The evidence on this is quite clear: other things being equal, countries that suppressed the disease were also more economically successful. As I pointed out in the FT, the explanation for this lack of a trade-off is also reasonably evident. People will not go back to their normal lives in the midst of a raging pandemic, especially when there is also a high death rate. The idea that the economy could ride this out while we sought “herd immunity” was ridiculous.

After this is over, we need to learn further lessons to ensure such a disaster is not repeated. But the big lesson when dealing with such a highly infectious disease is already clear, in my view: suppress it quickly, by controlling both the borders and the domestic spread. This is the way to return quickly to a relatively normal life. If one fails to achieve this, all options become horrible.

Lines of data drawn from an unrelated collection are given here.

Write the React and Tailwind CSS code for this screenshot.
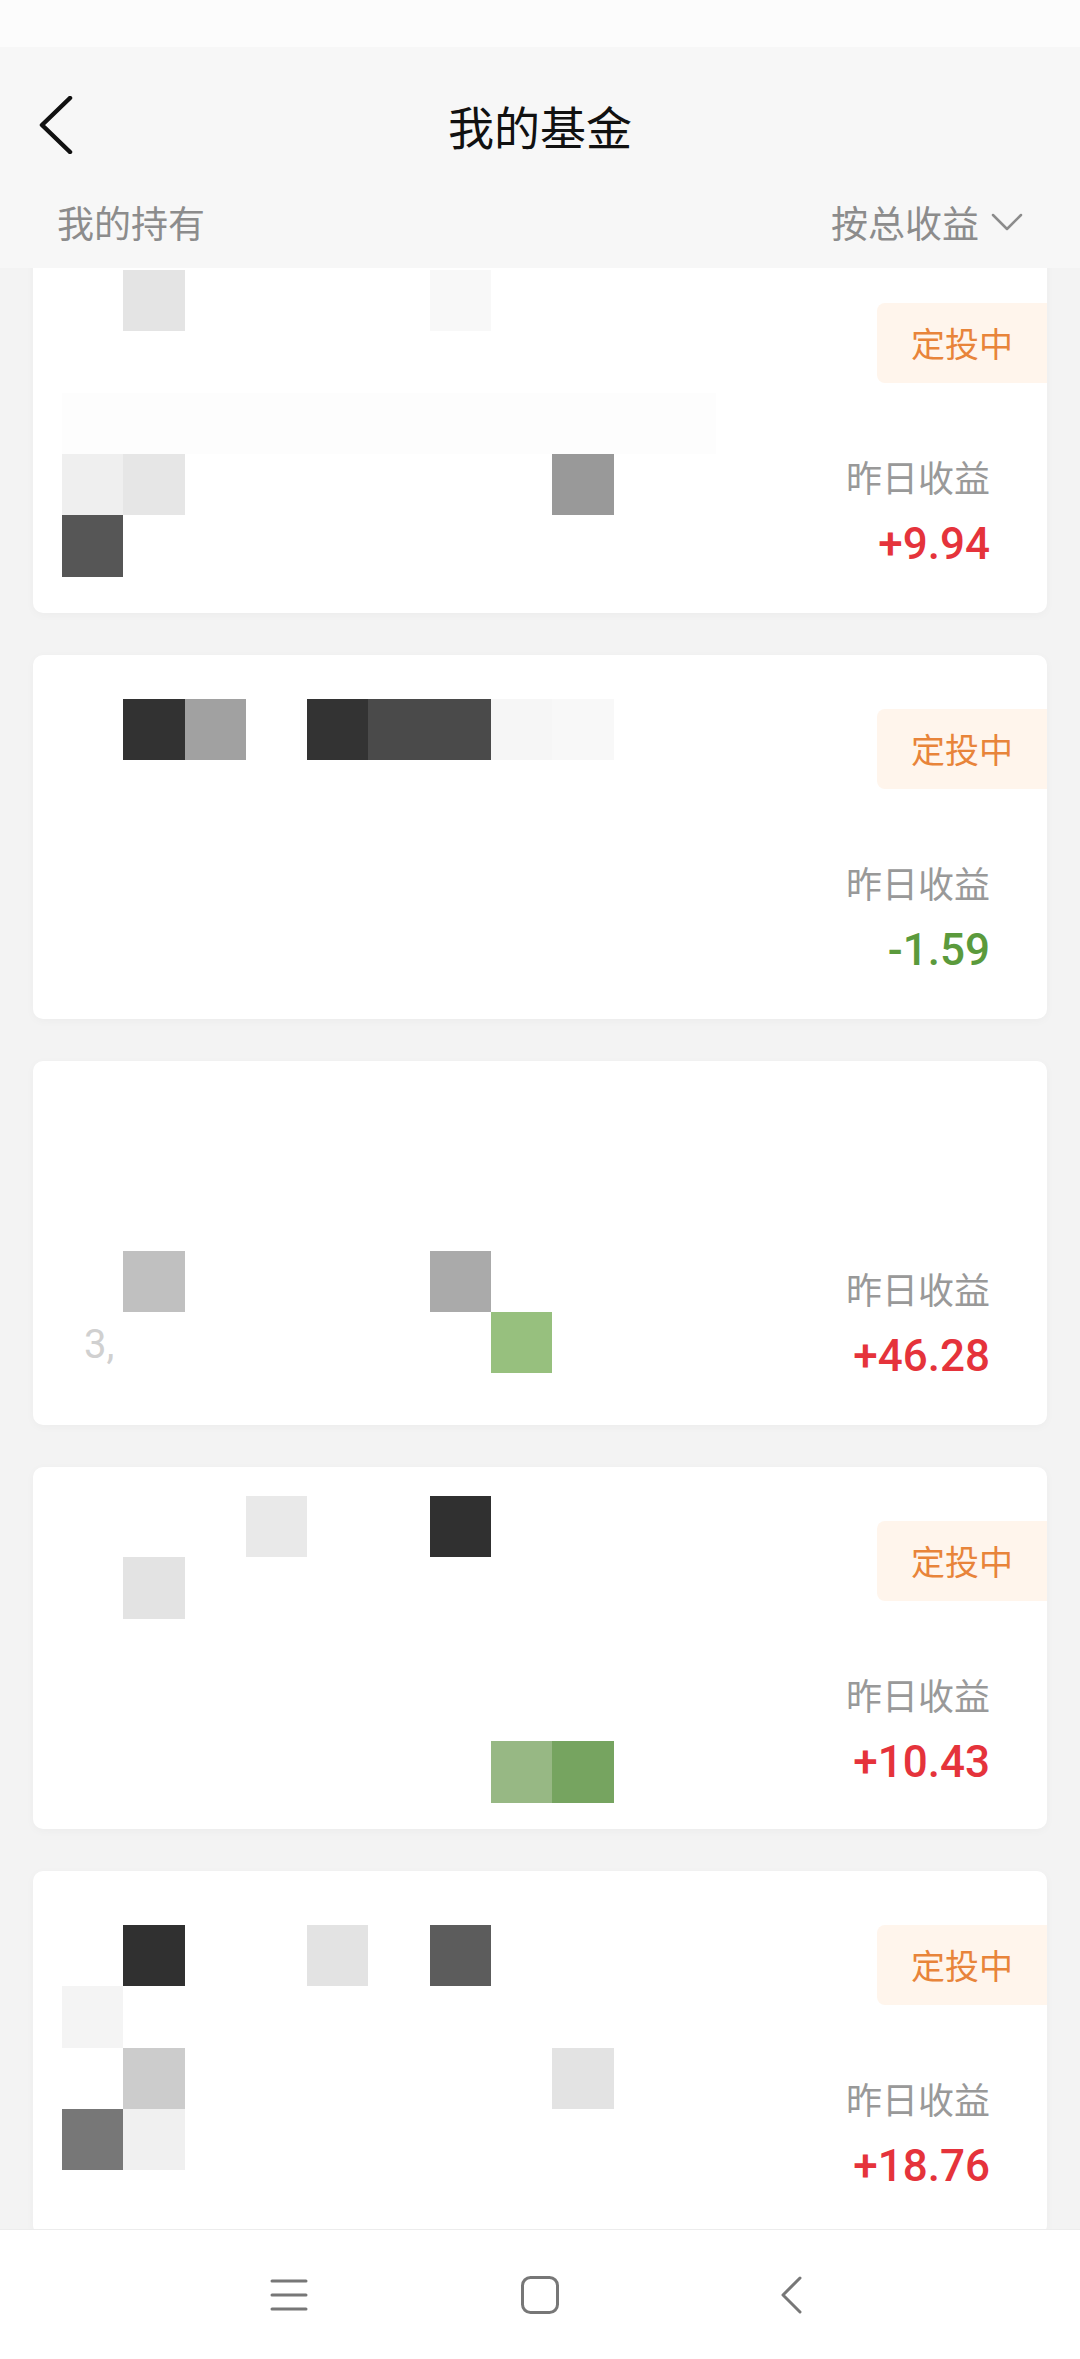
import React from "react";

const cards = [
  { badge: true, value: "+9.94", up: true, h: "h-[364px]" },
  { badge: true, value: "-1.59", up: false, h: "h-[364px]" },
  { badge: false, value: "+46.28", up: true, h: "h-[364px]" },
  { badge: true, value: "+10.43", up: true, h: "h-[362px]" },
  { badge: true, value: "+18.76", up: true, h: "h-[364px]" },
];

// mosaic redaction cells: [col, row, colour]
const cells = [
  [2, 0, "#e4e4e4"], [7, 0, "#f8f8f8"], [1, 3, "#efefef"], [2, 3, "#e6e6e6"], [9, 3, "#999999"], [1, 4, "#565656"],
  [2, 7, "#323232"], [3, 7, "#a1a1a1"], [5, 7, "#333333"], [6, 7, "#4a4a4a"], [7, 7, "#4a4a4a"], [8, 7, "#f6f6f6"], [9, 7, "#f8f8f8"],
  [2, 16, "#c0c0c0"], [7, 16, "#aaaaaa"], [8, 17, "#97c07e"],
  [4, 20, "#e9e9e9"], [7, 20, "#303030"], [2, 21, "#e3e3e3"], [8, 24, "#97b884"], [9, 24, "#76a460"],
  [2, 27, "#303030"], [5, 27, "#e3e3e3"], [7, 27, "#5c5c5c"], [1, 28, "#f4f4f4"], [2, 29, "#cccccc"], [9, 29, "#e3e3e3"], [1, 30, "#777777"], [2, 30, "#f0f0f0"],
];

const STEP = 61.3;
const cx = (c) => Math.round(0.7 + STEP * c);
const cy = (r) => Math.round(270 + STEP * r);

function Card({ badge, value, up, h }) {
  return (
    <div className={`${h} shrink-0 rounded-[10px] bg-white shadow-[0_2px_10px_rgba(0,0,0,0.03)] flex justify-end`}>
      <div className="flex flex-col items-end pt-[54px]">
        {badge ? (
          <div className="h-[80px] w-[170px] rounded-l-[8px] bg-[#fff5ec] flex items-center justify-center text-[34px] leading-none text-[#e8843a]">
            定投中
          </div>
        ) : (
          <div className="h-[80px]" />
        )}
        <div className="mr-[57px] mt-[71px] flex flex-col items-end">
          <div className="text-[36px] leading-[44px] text-[#999999]">昨日收益</div>
          <div
            className={`mt-[21px] font-['Roboto'] font-medium text-[44px] leading-[50px] ${
              up ? "text-[#e5333b]" : "text-[#5b9a3c]"
            }`}
          >
            {value}
          </div>
        </div>
      </div>
    </div>
  );
}

export default function App() {
  return (
    <div className="relative w-[1080px] h-[2359px] overflow-hidden bg-[#f3f3f3] font-['Noto_Sans_CJK_SC',sans-serif] flex flex-col">
      {/* header */}
      <div className="shrink-0 bg-[#f7f7f7]">
        <div className="h-[47px] bg-[#fcfcfc]" />
        <div className="h-[156px] grid grid-cols-[1fr_auto_1fr] items-center">
          <div className="pl-[38px] flex items-center">
            <svg width="36" height="58" viewBox="0 0 36 58" fill="none">
              <path d="M32 2 L4 29 L32 56" stroke="#111" strokeWidth="4.5" strokeLinecap="round" strokeLinejoin="round" />
            </svg>
          </div>
          <div className="text-[46px] leading-none text-[#111111]">我的基金</div>
          <div />
        </div>
        <div className="h-[65px] px-[57px] flex items-start justify-between text-[37px] leading-[38px] text-[#8c8c8c]">
          <span>我的持有</span>
          <span className="flex items-center gap-[12px]">
            按总收益
            <svg width="32" height="18" viewBox="0 0 32 18" fill="none">
              <path d="M2 2 L16 16 L30 2" stroke="#8c8c8c" strokeWidth="2.5" strokeLinecap="round" strokeLinejoin="round" />
            </svg>
          </span>
        </div>
      </div>

      {/* list */}
      <div className="flex-1 overflow-hidden">
        <div className="-mt-[19px] px-[33px] flex flex-col gap-[42px]">
          {cards.map((c, i) => (
            <Card key={i} {...c} />
          ))}
        </div>
      </div>

      {/* nav bar */}
      <div className="h-[130px] shrink-0 bg-white border-t border-[#ececec] flex items-center justify-center gap-[213px]">
        <svg width="38" height="34" viewBox="0 0 38 34" fill="none">
          <path d="M2 3 H36 M2 17 H36 M2 31 H36" stroke="#777" strokeWidth="3" strokeLinecap="round" />
        </svg>
        <svg width="38" height="38" viewBox="0 0 38 38" fill="none">
          <rect x="1.5" y="1.5" width="35" height="35" rx="8" stroke="#777" strokeWidth="3" />
        </svg>
        <svg width="38" height="38" viewBox="0 0 38 38" fill="none">
          <path d="M28 2 L11 19 L28 36" stroke="#777" strokeWidth="3" strokeLinecap="round" strokeLinejoin="round" />
        </svg>
      </div>

      {/* redaction mosaic over the list */}
      <div className="pointer-events-none absolute inset-0">
        <div className="absolute left-[62px] top-[393px] w-[654px] h-[61px] bg-[#fdfdfd]" />
        {cells.map(([c, r, col], i) => (
          <div
            key={i}
            className="absolute"
            style={{ left: cx(c), top: cy(r), width: cx(c + 1) - cx(c), height: cy(r + 1) - cy(r), background: col }}
          />
        ))}
        <div className="absolute left-[84px] top-[1325px] text-[40px] leading-none text-[#d0d0d0] font-['Roboto']">3,</div>
      </div>
    </div>
  );
}
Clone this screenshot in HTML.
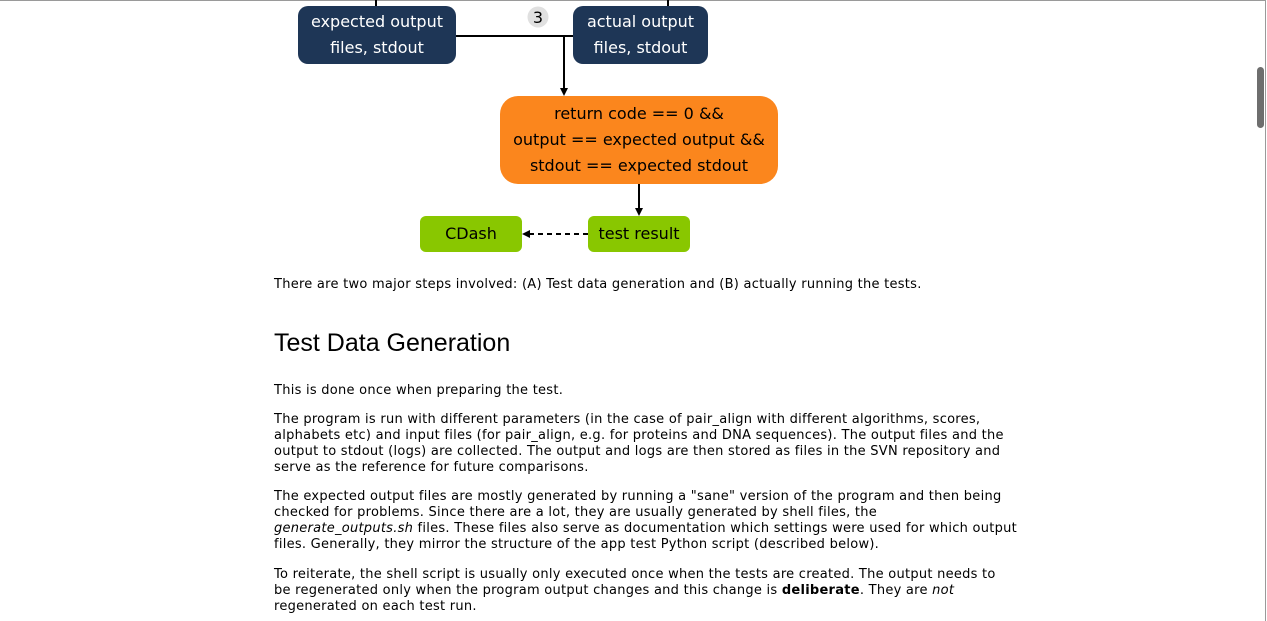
<!DOCTYPE html>
<html><head><meta charset="utf-8"><style>
body{margin:0;width:1267px;height:621px;overflow:hidden;background:#fff;position:relative;font-family:"DejaVu Sans","Liberation Sans",sans-serif;}
.frame{position:absolute;left:0;top:0;width:1266px;height:621px;border-top:1px solid #9a9a9a;border-right:1px solid #9a9a9a;box-sizing:border-box;}
.thumb{position:absolute;left:1257px;top:67px;width:7px;height:61px;background:#6e6e6e;border-radius:4px;}
.p{position:absolute;left:274px;font-size:13px;line-height:16px;color:#000;white-space:nowrap;letter-spacing:0.26px;}
h1{position:absolute;left:274px;top:329px;margin:0;font:normal 25px "Liberation Sans",sans-serif;color:#000;}
.box{position:absolute;display:flex;align-items:center;justify-content:center;text-align:center;font-family:"DejaVu Sans","Liberation Sans",sans-serif;font-size:16px;line-height:26px;}
.dark{background:#1e3656;color:#fff;border-radius:10px;}
.or{background:#fb861d;color:#000;border-radius:18px;}
.gr{background:#89c700;color:#000;border-radius:6px;}
</style></head><body>
<div class="frame"></div>
<div class="thumb"></div>
<svg style="position:absolute;left:0;top:0" width="1267" height="621">
<line x1="376" y1="0" x2="376" y2="7" stroke="#000" stroke-width="2"/>
<line x1="668" y1="0" x2="668" y2="7" stroke="#000" stroke-width="2"/>
<line x1="456" y1="36" x2="580" y2="36" stroke="#000" stroke-width="2"/>
<line x1="564" y1="36" x2="564" y2="92" stroke="#000" stroke-width="2"/>
<path d="M560 88 L564 96 L568 88Z" fill="#000"/>
<line x1="639" y1="184" x2="639" y2="212" stroke="#000" stroke-width="2"/>
<path d="M635 208 L639 216 L643 208Z" fill="#000"/>
<line x1="588" y1="234" x2="527" y2="234" stroke="#000" stroke-width="2" stroke-dasharray="5,4"/>
<path d="M530 230 L522 234 L530 238Z" fill="#000"/>
<circle cx="538" cy="17" r="10.5" fill="#e0e0e0"/>
<text x="538" y="23" text-anchor="middle" font-family="DejaVu Sans,sans-serif" font-size="16" fill="#000">3</text>
</svg>
<div class="box dark" style="left:298px;top:6px;width:158px;height:58px">expected output<br>files, stdout</div>
<div class="box dark" style="left:573px;top:6px;width:135px;height:58px">actual output<br>files, stdout</div>
<div class="box or" style="left:500px;top:96px;width:278px;height:88px">return code == 0 &amp;&amp;<br>output == expected output &amp;&amp;<br>stdout == expected stdout</div>
<div class="box gr" style="left:420px;top:216px;width:102px;height:36px">CDash</div>
<div class="box gr" style="left:588px;top:216px;width:102px;height:36px">test result</div>

<div class="p" style="top:277px">There are two major steps involved: (A) Test data generation and (B) actually running the tests.</div>
<h1>Test Data Generation</h1>
<div class="p" style="top:383px">This is done once when preparing the test.</div>
<div class="p" style="top:412px">The program is run with different parameters (in the case of pair_align with different algorithms, scores,<br>alphabets etc) and input files (for pair_align, e.g. for proteins and DNA sequences). The output files and the<br>output to stdout (logs) are collected. The output and logs are then stored as files in the SVN repository and<br>serve as the reference for future comparisons.</div>
<div class="p" style="top:489px">The expected output files are mostly generated by running a "sane" version of the program and then being<br>checked for problems. Since there are a lot, they are usually generated by shell files, the<br><i>generate_outputs.sh</i> files. These files also serve as documentation which settings were used for which output<br>files. Generally, they mirror the structure of the app test Python script (described below).</div>
<div class="p" style="top:567px">To reiterate, the shell script is usually only executed once when the tests are created. The output needs to<br>be regenerated only when the program output changes and this change is <b>deliberate</b>. They are <i>not</i><br>regenerated on each test run.</div>
</body></html>
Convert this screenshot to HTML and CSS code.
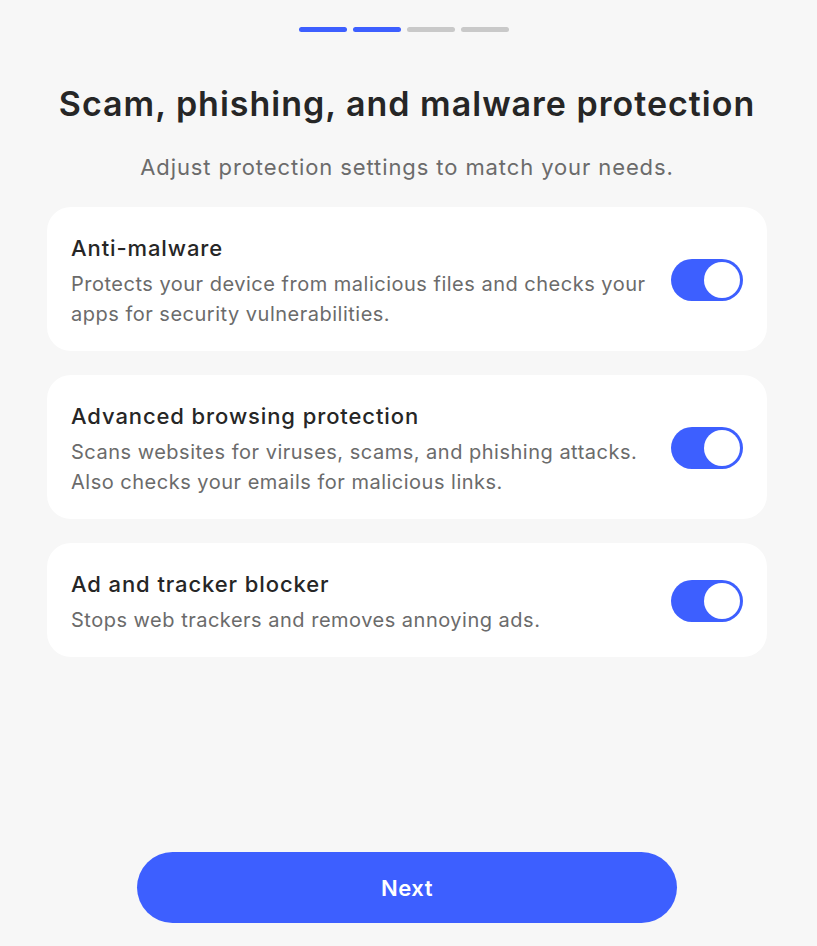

2. Striking the balance: Charles Goodhart, emeritus professor, LSE

The essay that you [Prospect magazine] published on Covid-19 did not mention the failure [by the UK government] during the first few months to protect care homes—by far the most scandalous occurrence of the epidemic.  

But the real question is how far there is a trade-off between shutting down the economy and society on the one hand and defeating the virus on the other. Of course there is such a trade-off. The decline in output in the first half of 2020 was the most severe in living memory. If there had been no trade-off, we would have maintained the most severe lockdown right from the outset until everybody was vaccinated. But that would have been even more disastrous.  

Partly in order to encourage people to maintain lockdown, the media has focused on regular league tables of hospitalisations and deaths. That, in turn, meant that it became politically and socially almost impossible to countenance a less locked down, “Swedish” approach. 

The correct statistic, however, is not the overall number of those dying after a positive test, but the excess deaths beyond those that could be expected at the time. The Covid deaths this winter have probably been somewhat offset by lower than usual deaths from ordinary flu: if you look at the figure for excess deaths over this period, it has been considerably less dramatic. 

Your authors imply that the politicians failed to introduce lockdown sufficiently early and severely. But given the enormous costs of lockdown, it is very difficult to be sure where the balance of advantage actually lies. Indeed, we cannot begin to make such estimates until the full consequences of all the measures undertaken have played out. It will be for historians to estimate whether what was done went too far in one direction or the other. It is far too early to jump to any such conclusions now.